De resto, é importante recuar no tempo e recordar que, nos termos originalmente anunciados, o Lone Star apenas se comprometeu a comprar 75% do NB, ficando o FdR com 25% do capital (mas sem direitos de voto). O envolvimento adicional do FdR não constituiria assim surpresa.

Dito isto, neste momento, o importante é conhecer o preço médio dos obrigacionistas que têm sido mais vocais na oposição à venda ao Lone Star. Os preços oferecidos pelo NB traduzem, grosso modo, as cotações actuais dos títulos em mercado secundário. Mas estes valores de mercado não representam os preços mínimos que, de um modo geral, as obrigações do NB conheceram no último ano e meio.

Assim, se o preço médio dos investidores com posições relevantes for inferior ao preço oferecido, representando posições que tenham sido adquiridas em secundário com descontos ainda maiores do que aqueles reflectidos nas cotações actuais, então, a operação será aprovada e com lucro para os fundos. Se, pelo contrário, os mesmos investidores estiverem carregados de títulos adquiridos ao valor nominal, ou adquiridos com desconto inferior àquele que agora é proposto, então, poderá dar-se o caso de alguns optarem pela máxima de “perdido por cem, perdido por mil”.

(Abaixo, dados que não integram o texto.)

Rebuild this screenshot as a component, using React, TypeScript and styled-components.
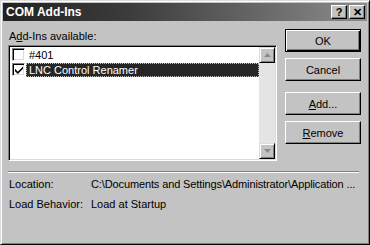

Tendo em conta o pedigree de alguns obrigacionistas do NB, estes mil serão tostões para alguns deles e, do ponto de vista dos seus próprios investidores, estes institucionais poderão muito bem concluir que as suas opções jurídico-legais estão ainda longe de estarem esgotadas. Ademais, poderão também concluir que o Estado português, numa altura em que a subida do “rating” da República é prioritária, provavelmente não quererá comprar nova guerra nos mercados financeiros.